By Catherine Pagatpat

Blockchain has moved beyond its early association with cryptocurrencies. Today, global financial institutions, fintechs, and developers are exploring its potential to streamline payments, reduce costs, and create entirely new markets. But blockchains face a critical limitation: by design, they cannot access real-world data on their own.

This is where Chainlink comes in.

The Oracle Problem

Smart contracts—the self-executing agreements that define blockchain’s utility—operate in closed environments. They need external data such as asset prices, weather information, or settlement confirmations to function in practical scenarios. Without this connection, their potential remains theoretical.

Chainlink, a decentralized oracle network, addresses this “oracle problem” by securely linking blockchains with trusted off-chain data. According to Chainlink’s documentation, its oracles have enabled use cases ranging from decentralized finance (DeFi) to insurance and gaming by ensuring data integrity and reliability.

Why Institutions Are Paying Attention

It’s not just startups and developers exploring these possibilities. Some of the world’s largest financial institutions—including Swift, Euroclear, and Mastercard—have partnered with Chainlink to test tokenized asset settlement and blockchain-based payments.

In 2023, Swift and Chainlink completed a pilot with major banks demonstrating how tokenized assets could move across public and private blockchains using existing Swift infrastructure. Swift called it an “innovative step” toward connecting traditional finance with Web3. Mastercard, for its part, has explored how Chainlink’s infrastructure can power on-chain purchases for billions of cardholders worldwide.

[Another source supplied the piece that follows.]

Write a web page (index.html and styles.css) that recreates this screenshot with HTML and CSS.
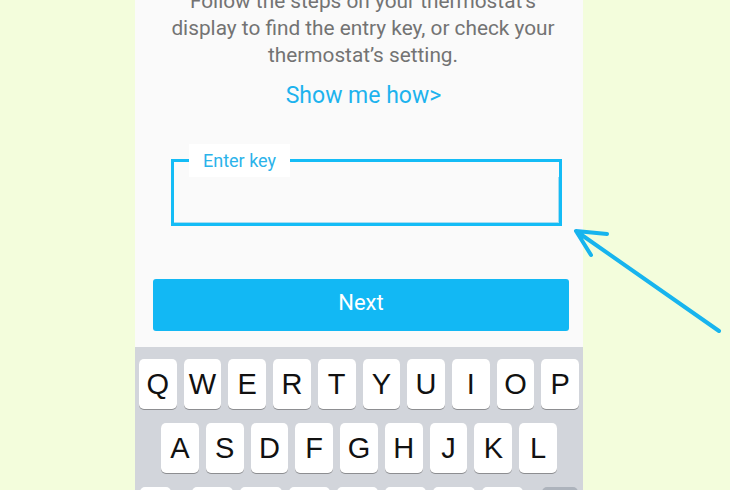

These collaborations show that Chainlink is no longer a niche technology. It is increasingly viewed as essential infrastructure bridging traditional markets with decentralized ecosystems.

Beyond Crypto Speculation

The long-term vision is not about speculation—it’s about utility. Imagine an insurance contract that pays out automatically based on verified weather data, or a global trade agreement that executes the moment shipment records confirm delivery. Chainlink’s oracles make these scenarios possible by providing the trust and transparency needed for automation at scale.

The “vending machine” analogy often used for smart contracts becomes more powerful here: with Chainlink, that vending machine doesn’t just accept coins—it can check live exchange rates, authenticate transactions, and even verify whether your delivery arrived on time.

The Bigger Picture

What makes Chainlink compelling is not just the technology, but the ecosystem it enables. As the blockchain industry matures, adoption will depend on whether institutions and developers can trust the data flowing into these systems. Chainlink has positioned itself as the neutral, decentralized infrastructure provider that makes this trust possible.

For those watching the evolution of blockchain, Chainlink is a case study in how abstract concepts become practical infrastructure—quietly laying the groundwork for the future of finance.